See~\cite[Theorem 2.4.3]{MR1211633} for the proof.


Another generalization of Burnside's theorem
is based on \emph{word maps}. A word map
of a group $G$ is a map 
\[
G^k\to G,\quad 
(x_1,\dots,x_k)\mapsto w(x_1,\dots,x_k)
\]
for some word $w(x_1,\dots,x_k)$ of the free group $F_k$ of rank $k$. 
Some word maps are surjective in certain families of groups. For example, 
Ore's conjecture is precisely the surjectivity of the word map
$(x,y)\mapsto [x,y]=xyx^{-1}y^{-1}$ in every finite non-abelian simple 
group. 

\begin{theorem}[Guralnick--Liebeck--O'Brien--Shalev--Tiep]
    Let $a,b\geq0$, $p$ and $q$ be prime numbers and $N=p^aq^b$. The map 
    $(x,y)\mapsto x^Ny^N$ is surjective in every finite simple group. 
\end{theorem}

The proof appears in~\cite{MR3827208}. 

The theorem implies Burnside's theorem. Let $G$ be a group of order
$N=p^aq^b$. Assume that $G$ is not solvable. 
Fix a composition series of $G$. There is a non-abelian factor $S$ 
of order that divides $N$. Since 
$S$ is simple non-abelian and $s^N=1$, it follows that the word map
$(x,y)\mapsto x^Ny^N$ has trivial image in $S$, a contradiction 
to the theorem. 

\subsection{Feit--Thompson theorem}

\begin{theorem}[Feit--Thompson]
    \index{Feit--Thompson theorem}
    Groups of odd order are solvable. 
\end{theorem}

The proof of Feit--Thompson theorem is extremely hard. 
It occupies a full volume of the 
\emph{Pacific Journal of Mathematics}~\cite{MR166261}. 
A formal verification of the proof 
(based on the computer software Coq) 
was announced in~\cite{MR3111271}.  

Back in the day it was believed that if a certain divisibility 
conjecture is true, 
the proof of Feit--Thompson theorem 
could be simplified. 

\begin{conjecture}[Feit--Thompson]
\index{Feit--Thompson conjecture}
    There are no prime numbers $p$ and $q$ such that
    $\frac {p^{q}-1}{p-1}$ divides $\frac{q^{p} - 1}{q - 1}$. 
\end{conjecture}

The conjecture remains open.

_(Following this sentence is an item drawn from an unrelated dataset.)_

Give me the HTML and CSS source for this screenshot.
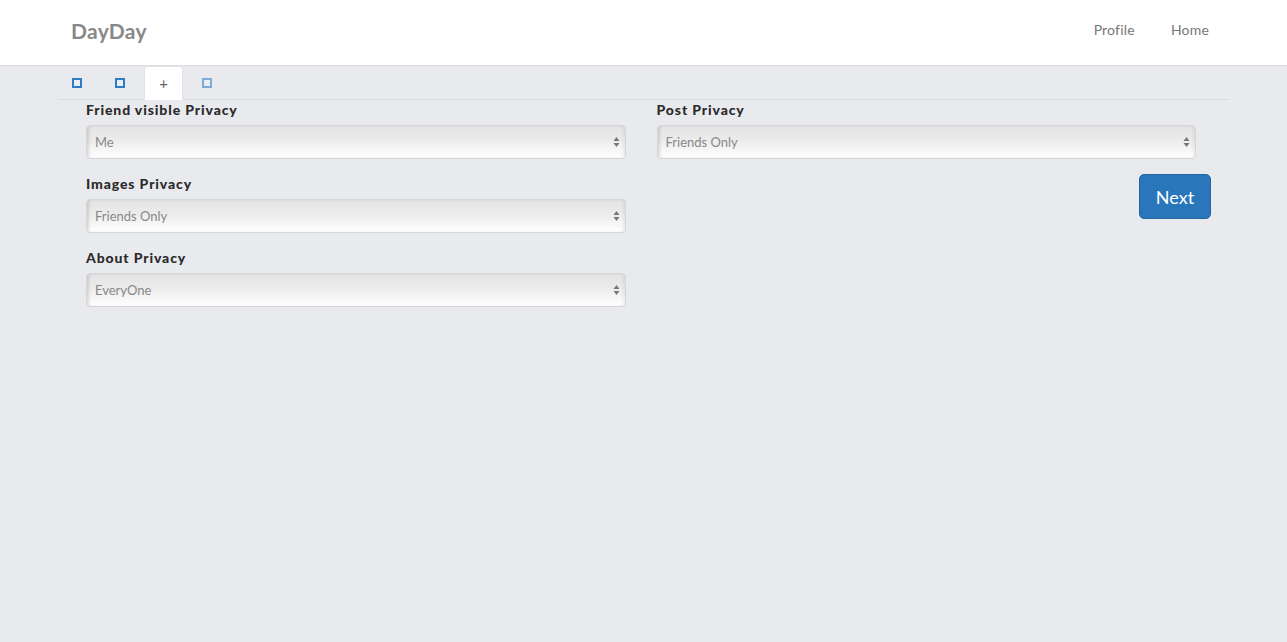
FILE: index.html
```html
<!DOCTYPE html>
<html>
<head>
<meta charset="utf-8">
<title>DayDay</title>
<link rel="stylesheet" href="styles.css">
</head>
<body>
<header class="navbar">
  <div class="container nav-inner">
    <a class="brand" href="#">DayDay</a>
    <nav class="nav-links">
      <a href="#">Profile</a>
      <a href="#">Home</a>
    </nav>
  </div>
</header>
<main class="container">
  <ul class="tabs">
    <li class="tab"><span class="sq"></span></li>
    <li class="tab"><span class="sq"></span></li>
    <li class="tab active"><span class="plus">+</span></li>
    <li class="tab"><span class="sq light"></span></li>
  </ul>
  <form class="form">
    <div class="col">
      <div class="field">
        <label>Friend visible Privacy</label>
        <div class="select-wrap">
          <select><option>Me</option></select>
          <svg class="arrows" width="7" height="12" viewBox="0 0 7 12"><path d="M3.5 1 L6.5 5 L0.5 5 Z M3.5 11 L6.5 7 L0.5 7 Z" fill="#777"/></svg>
        </div>
      </div>
      <div class="field">
        <label>Images Privacy</label>
        <div class="select-wrap">
          <select><option>Friends Only</option></select>
          <svg class="arrows" width="7" height="12" viewBox="0 0 7 12"><path d="M3.5 1 L6.5 5 L0.5 5 Z M3.5 11 L6.5 7 L0.5 7 Z" fill="#777"/></svg>
        </div>
      </div>
      <div class="field">
        <label>About Privacy</label>
        <div class="select-wrap">
          <select><option>EveryOne</option></select>
          <svg class="arrows" width="7" height="12" viewBox="0 0 7 12"><path d="M3.5 1 L6.5 5 L0.5 5 Z M3.5 11 L6.5 7 L0.5 7 Z" fill="#777"/></svg>
        </div>
      </div>
    </div>
    <div class="col">
      <div class="field">
        <label>Post Privacy</label>
        <div class="select-wrap">
          <select><option>Friends Only</option></select>
          <svg class="arrows" width="7" height="12" viewBox="0 0 7 12"><path d="M3.5 1 L6.5 5 L0.5 5 Z M3.5 11 L6.5 7 L0.5 7 Z" fill="#777"/></svg>
        </div>
      </div>
      <div class="actions">
        <button type="button" class="btn">Next</button>
      </div>
    </div>
  </form>
</main>
</body>
</html>
```

FILE: styles.css
```css
* { box-sizing: border-box; }
html, body {
  margin: 0;
  padding: 0;
  background: #e9eaee;
  font-family: Lato, "Open Sans", sans-serif;
  color: #333;
  font-size: 14px;
}
.container {
  width: 1171px;
  margin: 0 auto;
}
.navbar {
  background: #fff;
  height: 66px;
  border-bottom: 1px solid #dcdcdc;
}
.nav-inner {
  display: flex;
  align-items: center;
  justify-content: space-between;
  height: 65px;
}
.brand {
  margin-left: 13px;
  font-size: 21px;
  font-weight: 700;
  color: #888;
  text-decoration: none;
  margin-top: -5px;
  letter-spacing: 0.3px;
}
.nav-links {
  display: flex;
  margin-top: -6px;
  margin-right: 2px;
}
.nav-links a {
  color: #777;
  text-decoration: none;
  font-size: 14px;
  letter-spacing: 0.2px;
  padding: 0 18px;
}
.tabs {
  list-style: none;
  margin: 0;
  padding: 0;
  display: flex;
  gap: 5px;
  border-bottom: 1px solid #dcdde1;
  height: 34px;
}
.tab {
  width: 38px;
  height: 34px;
  display: flex;
  align-items: center;
  justify-content: center;
  border-radius: 4px 4px 0 0;
  margin-bottom: -1px;
}
.tab.active {
  width: 39px;
  background: #fff;
  border: 1px solid #e2e3e7;
  border-bottom-color: #fff;
}
.sq {
  width: 10px;
  height: 10px;
  border: 2px solid #2f7cc4;
  background: #e8eef6;
  margin-top: -1px;
}
.sq.light {
  border-color: #7fa9d6;
}
.plus {
  color: #666;
  font-size: 15px;
  line-height: 1;
  margin-top: 1px;
}
.form {
  display: flex;
  gap: 31px;
  padding: 0 33px 0 28px;
}
.col {
  flex: 1;
}
.field {
  margin-bottom: 15px;
}
.field label {
  display: block;
  font-weight: 900;
  font-size: 14px;
  line-height: 20px;
  margin-bottom: 5px;
  color: #2b2b2b;
  letter-spacing: 0.88px;
}
.select-wrap {
  position: relative;
}
.select-wrap select {
  -webkit-appearance: none;
  appearance: none;
  display: block;
  width: 100%;
  height: 34px;
  border: 1px solid #d6d6d6;
  border-radius: 4px;
  background: linear-gradient(to bottom, #e3e3e3 0%, #ececec 45%, #ffffff 100%);
  box-shadow: inset 3px 0 3px -1px rgba(0,0,0,0.12), inset -3px 0 3px -1px rgba(0,0,0,0.06);
  font-family: Lato, "Open Sans", sans-serif;
  font-size: 13px;
  color: #888;
  padding: 0 8px;
  outline: none;
}
.arrows {
  position: absolute;
  right: 6px;
  top: 11px;
  pointer-events: none;
}
.actions {
  display: flex;
  justify-content: flex-end;
  margin-right: -15px;
}
.btn {
  font-family: Lato, "Open Sans", sans-serif;
  font-size: 18px;
  color: #fff;
  background: #2a76bb;
  border: 1px solid #2567a5;
  border-radius: 5px;
  width: 72px;
  height: 45px;
  padding: 0;
  cursor: pointer;
}
```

However, now we know that 
proving the conjecture will not simplify further
the proof of Feit--Thompson theorem. 

In 2012 Le proved that the conjecture is true for $q=3$, see 
\cite{MR2900154}. 


In~\cite{MR297686} 
Stephens proved that a certain stronger version of the conjecture 
does not hold, as the integers 
$\frac {p^{q}-1}{p-1}$ and $\frac{q^{p} - 1}{q - 1}$ 
could have common factors. In fact, if $p=17$ and $q=3313$, 
then 
\[
\gcd\left(\frac {p^{q}-1}{p-1},\frac{q^{p} - 1}{q - 1}\right)=112643.
\]
Nowadays we can check this easily in almost every desktop computer:
\begin{lstlisting}
gap> Gcd((17^3313-1)/16,(3313^17-1)/3312);
112643
\end{lstlisting}
No other counterexamples have been found of Stephen’s stronger version of the conjecture.